February 13, 2008 - Hope Does Not Disappoint

“What price do you put on hope? Is $3,000 a week too much?” So begins a health column from the February 4th Newsweek. Jerry Adler, the columnist, is telling the story of a couple named Said and Mary Nedlouf. She had advanced breast cancer that her oncologist was calling untreatable. Her husband didn’t want her to lose hope. So, they agreed she would go to another doctor and pursue costly homeopathic treatments that weren’t covered by their insurance. The bottom line? $41,000, which the Nedloufs paid out of pocket.

The treatments did Mary little good. She died anyway, pretty much when the traditional-medicine doctors had predicted she would. As for Said, when he recalls the homeopathic doctor’s questionable advice, he’s left feeling angry. He feels the homeopath gave his wife false hope, encouraging her to hold out for a cure – when she would probably have been better advised to “get her affairs in order,” as they say.

This doctor, says the grieving husband, “robbed me of precious time to console her, to come to closure, to prepare for her departure.”
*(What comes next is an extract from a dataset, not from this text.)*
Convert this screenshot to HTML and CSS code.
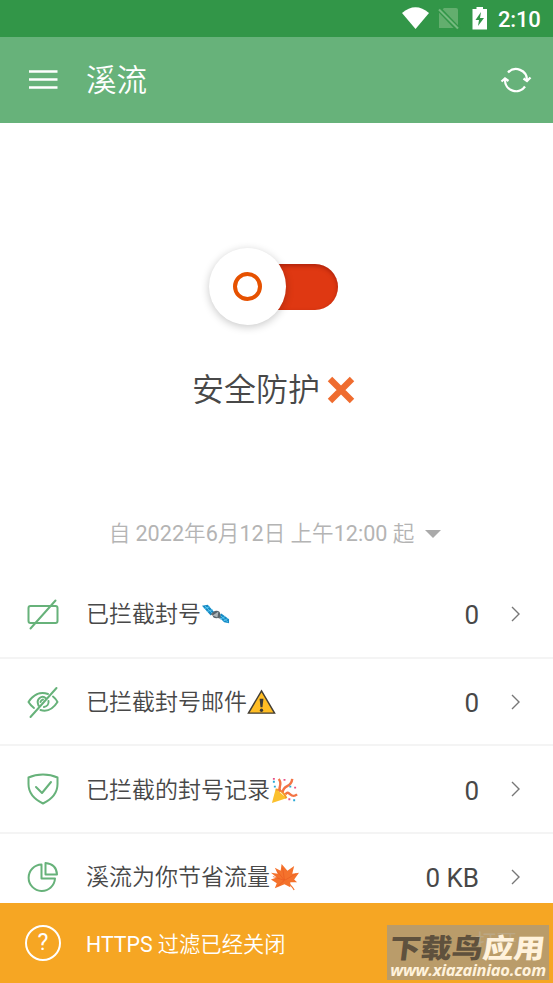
FILE: index.html
```html
<!DOCTYPE html>
<html lang="zh-CN">
<head>
<meta charset="utf-8">
<title>溪流</title>
<link rel="stylesheet" href="styles.css">
</head>
<body>
<div class="screen">
  <div class="status">
    <svg width="108" height="37" viewBox="0 0 108 37">
      <path d="M12 13Q25.500 1.500 39 13L25.500 29Z" fill="#fff"/>
      <path d="M54 8H66Q68 8 68 10V28H49V13Z" fill="#63ae6e"/>
      <path d="M48 8L69 30" stroke="#329648" stroke-width="5"/>
      <path d="M49 9.500L68 28.500" stroke="#76ba80" stroke-width="2"/>
      <path d="M86.500 7H93V9H97V29.500H82.500V9H86.500Z" fill="#fff"/>
      <path d="M91 12L85.500 20H89L88 26L94 18H90Z" fill="#329648"/>
    </svg>
    <span class="clock">2:10</span>
  </div>
  <header class="appbar">
    <svg width="30" height="24" viewBox="0 0 30 24"><path d="M1 3.500H29.500M1 11.500H29.500M1 19.500H29.500" stroke="#fff" stroke-width="2.600"/></svg>
    <h1>溪流</h1>
    <svg width="32" height="28" viewBox="0 0 32 28" fill="none" stroke="#fff" stroke-width="2.300">
      <path d="M8 6.500A11 11 0 0 1 27 14M25 20.500A11 11 0 0 1 5 14"/>
      <path d="M23.500 12.500L27 15L30.500 11.500M1.500 15.500L5 12.500L8.500 15"/>
    </svg>
  </header>
  <main class="hero">
    <div class="switch"><div class="track"></div><div class="knob"></div></div>
    <div class="state"><span>安全防护</span>
      <svg width="30" height="30" viewBox="0 0 30 30"><path d="M4 4L26 26M26 4L4 26" stroke="#ef6c2f" stroke-width="6.300"/></svg>
    </div>
    <div class="since"><span>自 <span class="num">2022</span>年<span class="num">6</span>月<span class="num">12</span>日 上午<span class="num">12:00</span> 起</span><i></i></div>
  </main>
  <section class="list">
    <div class="row">
      <svg class="icon" viewBox="0 0 34 34"><rect x="2.500" y="9" width="29" height="17" rx="2"/><path d="M29.500 3.500L4.500 31.500"/></svg>
      <span class="label">已拦截封号</span>
      <svg class="emoji" viewBox="0 0 30 30">
        <path d="M1 6L7 5L14 13L10 16ZM18 17L21 14L29 20V24L24 23Z" fill="#1689c4"/>
        <path d="M3 9L9 7M6 12L12 10M20 20L25 17M23 22L28 19M4 6L12 14M20 16L28 23" stroke="#55c4ec" stroke-width="1"/>
        <path d="M11 14L20 18" stroke="#777" stroke-width="3"/><circle cx="16" cy="15" r="4" fill="#58646c"/><path d="M12 16L18 12L17 18Z" fill="#aeb5b8"/>
      </svg>
      <span class="value">0</span><svg class="chev" viewBox="0 0 10 16"><path d="M1 1L8 8L1 15"/></svg>
    </div>
    <div class="row">
      <svg class="icon" viewBox="0 0 34 34"><path d="M30.500 3L4.500 32M22 9C14 6 7 10 2.500 17C4 19.500 5.500 21 8 23M27 11.500C29 13 30.500 15 31.500 17C27 24 21 27 14.500 25M12.500 20.500C9.500 14 16 9.500 20 13.500M22.500 16C23 19 21 21.500 18 22M14.500 17Q15 15 17 14.500"/></svg>
      <span class="label">已拦截封号邮件</span>
      <svg class="emoji" viewBox="0 0 30 30"><path d="M15 3L28.500 26H1.500Z" fill="#ffbd24" stroke="#433e35" stroke-width="1.500"/><path d="M13 11H17L16 20H14Z" fill="#383838"/><circle cx="15" cy="23" r="1.700" fill="#383838"/></svg>
      <span class="value">0</span><svg class="chev" viewBox="0 0 10 16"><path d="M1 1L8 8L1 15"/></svg>
    </div>
    <div class="row">
      <svg class="icon" viewBox="0 0 34 34"><path d="M17 2.500Q25 2.500 31.500 5.500V12Q31.500 24.500 17 31.500Q2.500 24.500 2.500 12V5.500Q9 2.500 17 2.500ZM10 15L16 21L25 10"/></svg>
      <span class="label">已拦截的封号记录</span>
      <svg class="emoji" viewBox="0 0 30 30">
        <path d="M2 28L6 13L17 23Z" fill="#fbc02d"/><path d="M6 14Q13 14 17 23" stroke="#f59c23" stroke-width="2" fill="none"/>
        <path d="M11 16C7 12 14 9 9 3M13 17C14 8 22 13 23 3M16 19C20 13 21 25 28 19" stroke="#f37445" stroke-width="2.500" fill="none"/>
        <path d="M3 6H5M20 11H22M24 25H26M4 11H6" stroke="#28a9d6" stroke-width="2"/><path d="M14 4H16M25 12H27M19 24H21M3 3H5" stroke="#e95285" stroke-width="2"/>
      </svg>
      <span class="value">0</span><svg class="chev" viewBox="0 0 10 16"><path d="M1 1L8 8L1 15"/></svg>
    </div>
    <div class="row last">
      <svg class="icon" viewBox="0 0 34 34"><path d="M15.500 4.500V18.500H29A13.200 13.200 0 1 1 15.500 4.500ZM19.500 3V14.500H31Q30.500 4 19.500 3Z"/></svg>
      <span class="label">溪流为你节省流量</span>
      <svg class="emoji" viewBox="0 0 30 30"><path d="M12 1L18 8L25 3L23 11L30 10L25 17L28 20L21 20L21 25L15 22L5 26L7 21L1 17L7 15L1 10L8 11L5 5L11 8Z" fill="#f4722c"/><path d="M13 5L15 18L27 11M15 18L7 8M15 18L3 14M15 18L8 24" stroke="#ea5b20" stroke-width=".7" fill="none"/><path d="M15 18Q22 22 25 28" stroke="#f4722c" stroke-width="1.200" fill="none"/></svg>
      <span class="value">0 KB</span><svg class="chev" viewBox="0 0 10 16"><path d="M1 1L8 8L1 15"/></svg>
    </div>
  </section>
  <footer class="notice">
    <span class="help">?</span>
    <span class="message"><span class="num">HTTPS</span> 过滤已经关闭</span>
    <span class="action">打开</span>
    <div class="mark"><div class="name"><b>下载鸟</b><em>应用</em></div><div class="url">www.xiazainiao.com</div></div>
  </footer>
</div>
</body>
</html>
```
FILE: styles.css
```css
* { box-sizing: border-box; }
body { margin: 0; background: #fff; color: #484848; font-family: Roboto, "Noto Sans CJK SC", sans-serif; }
svg { flex: none; display: block; }
.num { font-weight: 400; }
.screen { width: 553px; height: 983px; display: flex; flex-direction: column; overflow: hidden; }
.status { height: 37px; background: #329648; color: #fff; display: flex; justify-content: flex-end; align-items: center; padding-right: 12px; }
.clock { width: 43px; font-size: 22px; font-weight: 500; letter-spacing: -.2px; line-height: 37px; padding-top: 1px; white-space: nowrap; }
.appbar { height: 86px; background: #67b27a; display: flex; align-items: center; padding: 0 21px 0 28px; color: #fff; }
.appbar h1 { margin: 2px auto 0 28px; font-size: 30.500px; line-height: 40px; font-weight: 350; }
.hero { height: 448px; display: flex; flex-direction: column; align-items: center; padding-top: 125px; }
.switch { width: 130px; height: 77px; display: flex; align-items: center; margin-right: 5px; }
.knob { order: 1; width: 77px; height: 77px; flex: none; border-radius: 50%; background: #fff; box-shadow: 0 2px 8px rgba(0,0,0,.22); display: flex; align-items: center; justify-content: center; z-index: 1; }
.knob::after { content: ""; box-sizing: border-box; width: 29px; height: 29px; border: 4.500px solid #e65100; border-radius: 50%; }
.track { order: 2; width: 76px; height: 46px; flex: none; margin-left: -24px; border-radius: 0 23px 23px 0; background: #df3812; box-shadow: inset 0 2px 4px rgba(100,0,0,.4); }
.state { display: flex; align-items: center; gap: 6px; margin: 42px 5px 0 0; font-size: 32px; line-height: 46px; font-weight: 350; }
.since { display: flex; align-items: center; gap: 11px; margin: 106px 3px 0 0; font-size: 21.600px; line-height: 30px; font-weight: 350; color: #b4b4b4; white-space: nowrap; }
.since i { border: 8px solid transparent; border-top-color: #aaa; border-bottom: 0; }
.list { height: 332px; overflow: hidden; }
.row { height: 87.700px; display: flex; align-items: center; padding: 0 32px 0 26px; border-bottom: 2px solid #f4f4f4; }
.last { border-bottom: 0; padding-bottom: 2px; }
.icon { width: 34px; height: 34px; fill: none; stroke: #67b27a; stroke-width: 2; stroke-linecap: round; stroke-linejoin: round; }
.label { margin: 3px 0 0 26px; font-size: 23px; font-weight: 350; line-height: 34px; white-space: nowrap; }
.emoji { width: 29px; height: 29px; margin-top: 2px; }
.value { margin: 3px 0 0 auto; font-size: 26px; line-height: 34px; }
.chev { width: 10px; height: 16px; margin-left: 32px; fill: none; stroke: #777; stroke-width: 1.400; }
.notice { position: relative; height: 80px; flex: none; background: #f6a623; color: #fff; display: flex; align-items: center; padding: 0 36px 0 25px; }
.help { width: 36px; height: 36px; border: 2.500px solid #fff; border-radius: 50%; font-size: 23px; line-height: 32px; text-align: center; }
.message { margin: -2px 0 0 25px; font-size: 21.300px; font-weight: 350; }
.action { margin: -6px 0 0 auto; font-size: 21px; font-weight: 350; }
.mark { position: absolute; left: 387px; top: 22px; width: 162px; height: 55px; background: rgba(178,155,116,.88); text-align: center; white-space: nowrap; }
.name { font: 900 31px/44px "Noto Sans CJK SC", sans-serif; height: 37px; color: #5f513d; transform: scaleY(.87) skewX(-6deg); }
.name b { font-weight: 900; }
.name em { font-style: normal; color: #fff2dc; }
.url { font: italic bold 16.500px/16px "Open Sans", sans-serif; letter-spacing: -.3px; color: #fff2dc; }
```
I place pretty near zero confidence in homeopathic treatments, myself. Everything I’ve read about this school of alternative medicine – a pharmacology based on an odd, 19th-century premise that repeatedly diluting medicinal substances with water makes them more (rather than less) effective – sounds like complete hokum to me. Even if homeopathic medicines did have some real medical value at full strength (a premise that’s very much open to question), then by what stretch of the imagination does diluting them make them more effective?

Yes, I know some people claim to have derived benefits from homeopathic treatment – and I would never presume to tell fellow patients not to seek out an otherwise-harmless treatment they think could possibly help. I'm sure, also, that many homeopathic practitioners are fine people, and practice listening skills in ways not so many traditional physicians are willing or able to do. Yet, I also know the placebo effect is a powerful thing. I see little evidence that homeopathy is more effective than a sugar pill, if that sugar pill is prescribed by a doctor the patient trusts.
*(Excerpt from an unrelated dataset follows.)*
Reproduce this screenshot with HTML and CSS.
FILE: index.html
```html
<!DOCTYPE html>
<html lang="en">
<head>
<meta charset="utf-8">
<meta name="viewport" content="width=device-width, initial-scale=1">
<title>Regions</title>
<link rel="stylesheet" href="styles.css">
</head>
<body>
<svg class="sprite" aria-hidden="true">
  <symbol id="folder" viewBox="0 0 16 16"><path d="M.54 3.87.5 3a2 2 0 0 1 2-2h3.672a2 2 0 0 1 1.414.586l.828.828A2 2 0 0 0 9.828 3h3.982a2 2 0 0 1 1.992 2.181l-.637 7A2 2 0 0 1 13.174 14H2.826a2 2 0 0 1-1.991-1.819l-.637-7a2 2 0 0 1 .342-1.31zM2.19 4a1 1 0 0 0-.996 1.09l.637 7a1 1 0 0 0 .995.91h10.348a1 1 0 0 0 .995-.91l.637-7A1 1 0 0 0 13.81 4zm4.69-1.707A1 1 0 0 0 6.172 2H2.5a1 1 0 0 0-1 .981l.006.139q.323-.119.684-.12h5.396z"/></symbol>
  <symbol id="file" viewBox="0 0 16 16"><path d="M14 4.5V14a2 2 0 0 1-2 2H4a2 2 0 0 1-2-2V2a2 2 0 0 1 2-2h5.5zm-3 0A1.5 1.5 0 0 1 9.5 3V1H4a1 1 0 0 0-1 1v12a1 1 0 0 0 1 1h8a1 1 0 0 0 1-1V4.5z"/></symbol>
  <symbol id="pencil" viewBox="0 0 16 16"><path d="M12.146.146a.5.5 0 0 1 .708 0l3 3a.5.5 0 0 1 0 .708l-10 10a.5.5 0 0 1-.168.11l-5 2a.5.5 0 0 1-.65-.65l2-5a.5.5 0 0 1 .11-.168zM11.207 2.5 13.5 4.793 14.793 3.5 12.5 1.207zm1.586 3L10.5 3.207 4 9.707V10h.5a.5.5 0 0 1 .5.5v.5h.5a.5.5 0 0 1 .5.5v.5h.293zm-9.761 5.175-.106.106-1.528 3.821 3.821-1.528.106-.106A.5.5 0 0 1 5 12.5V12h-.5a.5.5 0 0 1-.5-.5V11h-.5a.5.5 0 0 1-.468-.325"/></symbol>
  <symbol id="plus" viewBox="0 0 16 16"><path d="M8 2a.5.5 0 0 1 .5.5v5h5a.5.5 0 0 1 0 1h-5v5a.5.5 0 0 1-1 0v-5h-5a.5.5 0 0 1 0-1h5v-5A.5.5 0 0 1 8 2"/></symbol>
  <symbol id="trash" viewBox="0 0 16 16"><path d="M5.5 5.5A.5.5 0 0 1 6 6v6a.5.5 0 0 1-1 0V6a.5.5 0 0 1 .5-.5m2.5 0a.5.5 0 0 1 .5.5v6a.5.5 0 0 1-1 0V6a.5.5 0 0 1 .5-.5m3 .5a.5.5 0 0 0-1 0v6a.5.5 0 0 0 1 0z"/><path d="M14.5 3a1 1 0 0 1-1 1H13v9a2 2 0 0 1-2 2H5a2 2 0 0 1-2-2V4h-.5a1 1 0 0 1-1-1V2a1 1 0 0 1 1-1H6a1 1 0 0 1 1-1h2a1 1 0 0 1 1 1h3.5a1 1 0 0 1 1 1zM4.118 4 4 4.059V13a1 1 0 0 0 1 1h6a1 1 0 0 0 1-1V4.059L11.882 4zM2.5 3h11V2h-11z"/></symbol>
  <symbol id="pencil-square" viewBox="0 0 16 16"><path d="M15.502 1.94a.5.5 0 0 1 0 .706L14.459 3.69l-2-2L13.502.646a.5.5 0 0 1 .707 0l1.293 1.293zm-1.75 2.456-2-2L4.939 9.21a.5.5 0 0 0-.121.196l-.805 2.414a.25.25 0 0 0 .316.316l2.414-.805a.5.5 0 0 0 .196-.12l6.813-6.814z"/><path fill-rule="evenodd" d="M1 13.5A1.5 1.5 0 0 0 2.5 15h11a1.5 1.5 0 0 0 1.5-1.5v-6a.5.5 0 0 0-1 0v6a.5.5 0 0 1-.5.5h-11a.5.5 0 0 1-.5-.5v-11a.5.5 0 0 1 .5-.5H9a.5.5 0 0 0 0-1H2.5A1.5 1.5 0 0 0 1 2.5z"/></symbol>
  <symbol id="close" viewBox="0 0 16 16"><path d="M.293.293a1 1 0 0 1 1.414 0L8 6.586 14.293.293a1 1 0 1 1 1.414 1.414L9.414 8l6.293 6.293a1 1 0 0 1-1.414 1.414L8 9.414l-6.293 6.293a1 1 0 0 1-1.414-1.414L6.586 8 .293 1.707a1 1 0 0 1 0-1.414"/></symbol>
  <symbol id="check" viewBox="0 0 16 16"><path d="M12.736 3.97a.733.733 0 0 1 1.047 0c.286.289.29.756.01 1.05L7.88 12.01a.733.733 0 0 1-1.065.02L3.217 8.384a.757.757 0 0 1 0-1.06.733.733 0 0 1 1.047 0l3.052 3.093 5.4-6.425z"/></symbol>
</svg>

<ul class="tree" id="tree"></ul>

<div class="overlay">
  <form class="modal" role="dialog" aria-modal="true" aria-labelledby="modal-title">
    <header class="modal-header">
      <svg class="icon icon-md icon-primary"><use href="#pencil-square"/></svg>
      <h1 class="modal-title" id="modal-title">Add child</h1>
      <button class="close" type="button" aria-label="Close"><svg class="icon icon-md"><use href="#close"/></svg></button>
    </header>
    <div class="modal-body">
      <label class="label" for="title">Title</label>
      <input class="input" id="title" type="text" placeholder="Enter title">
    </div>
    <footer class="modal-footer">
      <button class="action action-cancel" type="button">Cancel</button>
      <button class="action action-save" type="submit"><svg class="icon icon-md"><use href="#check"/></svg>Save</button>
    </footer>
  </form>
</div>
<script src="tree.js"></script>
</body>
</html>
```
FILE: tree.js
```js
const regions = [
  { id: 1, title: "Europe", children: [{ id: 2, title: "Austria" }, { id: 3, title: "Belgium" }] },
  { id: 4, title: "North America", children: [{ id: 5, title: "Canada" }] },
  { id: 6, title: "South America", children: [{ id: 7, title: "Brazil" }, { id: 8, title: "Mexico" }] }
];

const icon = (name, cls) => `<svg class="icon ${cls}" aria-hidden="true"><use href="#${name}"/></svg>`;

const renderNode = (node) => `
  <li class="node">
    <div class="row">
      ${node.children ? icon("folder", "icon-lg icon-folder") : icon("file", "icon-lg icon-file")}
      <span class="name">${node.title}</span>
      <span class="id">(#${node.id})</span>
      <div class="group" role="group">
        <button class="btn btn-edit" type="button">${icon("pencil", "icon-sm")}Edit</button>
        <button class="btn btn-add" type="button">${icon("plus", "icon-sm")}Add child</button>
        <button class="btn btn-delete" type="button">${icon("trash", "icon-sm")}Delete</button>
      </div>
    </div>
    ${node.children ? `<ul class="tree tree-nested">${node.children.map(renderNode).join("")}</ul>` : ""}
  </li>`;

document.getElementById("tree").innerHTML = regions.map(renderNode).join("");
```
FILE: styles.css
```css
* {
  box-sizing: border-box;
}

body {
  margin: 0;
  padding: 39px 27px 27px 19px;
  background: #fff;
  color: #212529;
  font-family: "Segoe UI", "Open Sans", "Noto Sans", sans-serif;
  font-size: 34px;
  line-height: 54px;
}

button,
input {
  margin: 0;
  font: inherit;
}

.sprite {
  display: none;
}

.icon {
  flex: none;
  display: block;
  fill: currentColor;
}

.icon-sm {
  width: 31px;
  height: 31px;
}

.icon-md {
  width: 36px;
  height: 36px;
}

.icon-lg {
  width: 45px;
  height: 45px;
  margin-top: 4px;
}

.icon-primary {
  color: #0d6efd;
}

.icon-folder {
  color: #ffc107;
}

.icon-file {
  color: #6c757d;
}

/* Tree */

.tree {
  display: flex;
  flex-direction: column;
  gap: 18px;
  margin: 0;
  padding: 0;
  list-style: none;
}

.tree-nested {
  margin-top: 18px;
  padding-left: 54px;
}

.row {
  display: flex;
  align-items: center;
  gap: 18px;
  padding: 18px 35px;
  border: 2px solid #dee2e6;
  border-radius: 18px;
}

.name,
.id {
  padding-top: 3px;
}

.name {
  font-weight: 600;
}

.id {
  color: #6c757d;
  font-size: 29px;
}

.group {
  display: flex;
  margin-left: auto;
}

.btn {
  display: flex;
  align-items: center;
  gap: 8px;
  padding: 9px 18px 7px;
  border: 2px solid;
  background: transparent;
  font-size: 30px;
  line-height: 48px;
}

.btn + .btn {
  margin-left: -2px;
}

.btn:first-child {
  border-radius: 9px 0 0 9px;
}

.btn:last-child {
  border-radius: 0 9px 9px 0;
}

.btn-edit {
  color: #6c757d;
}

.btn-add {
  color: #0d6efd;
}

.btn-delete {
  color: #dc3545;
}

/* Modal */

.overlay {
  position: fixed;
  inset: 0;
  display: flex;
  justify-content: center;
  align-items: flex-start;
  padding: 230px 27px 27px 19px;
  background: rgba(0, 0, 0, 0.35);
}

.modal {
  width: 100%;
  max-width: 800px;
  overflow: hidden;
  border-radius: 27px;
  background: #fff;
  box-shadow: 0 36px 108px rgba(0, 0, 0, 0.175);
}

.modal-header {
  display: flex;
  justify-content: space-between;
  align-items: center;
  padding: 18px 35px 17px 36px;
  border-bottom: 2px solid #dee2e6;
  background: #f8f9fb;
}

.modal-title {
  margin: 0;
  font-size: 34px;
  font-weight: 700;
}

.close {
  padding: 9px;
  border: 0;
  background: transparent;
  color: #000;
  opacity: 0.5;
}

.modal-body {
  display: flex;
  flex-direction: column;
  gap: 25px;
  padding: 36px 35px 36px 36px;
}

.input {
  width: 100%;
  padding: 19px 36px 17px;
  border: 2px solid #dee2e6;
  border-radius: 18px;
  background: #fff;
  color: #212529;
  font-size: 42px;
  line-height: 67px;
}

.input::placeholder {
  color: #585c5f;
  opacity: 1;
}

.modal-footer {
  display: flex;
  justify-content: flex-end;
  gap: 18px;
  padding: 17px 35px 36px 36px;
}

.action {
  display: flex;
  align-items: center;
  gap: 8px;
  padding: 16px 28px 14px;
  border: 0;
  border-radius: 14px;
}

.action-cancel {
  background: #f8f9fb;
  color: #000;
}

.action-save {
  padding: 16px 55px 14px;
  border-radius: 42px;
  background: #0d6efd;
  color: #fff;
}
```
The Newsweek article raises, for me, the question of hope. What is it? Where do we find it? How do we maintain it, over time? When – if ever – should we stop hoping?

“Hope,” says Paul in Romans 5:5, “does not disappoint us, because God’s love has been poured into our hearts through the Holy Spirit that has been given to us.” This is an image of abundance, abundance in the midst of utter desolation.

Paul can speak of such things because he has already seen, in his own life, the love of God poured out in such abundance that it overflows. Paul doesn’t speak of suffering as one who has never known it. Rather, he speaks as one with scars on his soul – one who has known not only persecutions but also what it feels like to have been a persecutor himself, and to have repented of that evil.

“I know what it is,” he writes soberly to the Philippians, “to have little, and I know what it is to have plenty. In any and all circumstances I have learned the secret of being well-fed and of going hungry, of having plenty and of being in need.” (Philippians 4:12).

Then, and only then, does Paul goes on to add these well-loved words: “I can do all things through him who strengthens me” (v. 13). Paul can make that audacious claim because he has had the experience of casting his body off a spiritual cliff, and finding God’s arms were there to catch him.

In what, indeed, does our hope consist, as cancer patients? Is it in the unique pharmacology of the next new treatment to come down the pike? Or, is hope something else altogether, something we discover deep within us and bring to our work of self-healing?

There’s also a communal aspect to hope. In the words of Chinese author Lin Yutang, “Hope is like a road in the country. There was never a road, but when many people walk on it, the road comes into existence.”

I find something deeply profound, and remarkably true-to-life, about that humble image. Yes, of course it is the imprints of many feet that make a rustic footpath. It’s easy to see the footpath when others have been that way before. Yet, who is it who first grasps the vision that there ought be a pathway here, and begins the work of walking it?

Poet Emily Dickinson calls hope:

“...the thing with feathers
That perches in the soul,
And sings the tune without the words,
And never stops at all...

I’ve heard it in the chillest land,
And on the strangest sea;
Yet, never, in extremity,
It asked a crumb of me.”


No: hope does not disappoint us – we, who live with cancer. True hope, hope that’s founded on something stronger than mere pharmaceutical formulas, can never disappoint.